January 22, 2009

Creating a Google News sitemap feed in Drupal 6

Filed under: Tips — Tags: , — Webopius @ 10:22 pm

A news site such as Google News gets millions of visitors each day. If you manage to get your site approved for Google News it can give you a great traffic boost.

Once you’re in, you need to tell Google about new articles as quickly as possible – you do this with a Google News sitemap feed that you can submit using Google Webmaster tools.

Pre-written Drupal Module
A Google new feed module for Drupal 6.
Note: This module is provided ‘as is’ without warranty or support.

We built a news site just over a year ago and were fortunate to get approved by Google News. Using a Google news sitemap we usually have new articles appearing in Google News within about half an hour of them being posted on the site.

Google’s rules for building a news sitemap…

Before we get into building the news feed, let’s look at Google’s rules for the sitemap:

  • News sitemaps should use a custom namespace format
  • A news sitemap should only contain URLs for articles published in the last three days.
  • Each URL submitted needs to include the article publication date in W3C format (yyyy-mm-ddThh:mm:ssZ)

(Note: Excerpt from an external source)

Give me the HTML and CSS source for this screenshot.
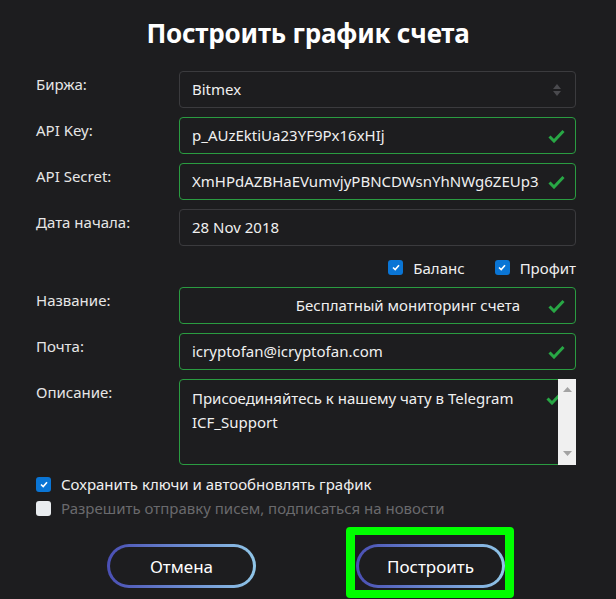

Here’s an example of a typical Google news compliant sitemap:

<?xml version="1.0" encoding="UTF-8"?>
<urlset xmlns="http://www.sitemaps.org/schemas/sitemap/0.9"
xmlns:news="http://www.google.com/schemas/sitemap-news/0.9">
<url>
  <loc>http://www.cotswoldnews.com/news/957/cotswold-council-tax-set-to-rise-by-29</loc>
  <news:news>
    <news:publication_date>2009-01-20T18:06:57+00:00</news:publication_date>
  </news:news>
</url>
</urlset>

Building a Google News sitemap in Drupal 6

Drupal’s excellent module system makes building a Google news sitemap pretty straightforward, all you need to do is create your own module. In this example, let’s call the module “newsmodule”.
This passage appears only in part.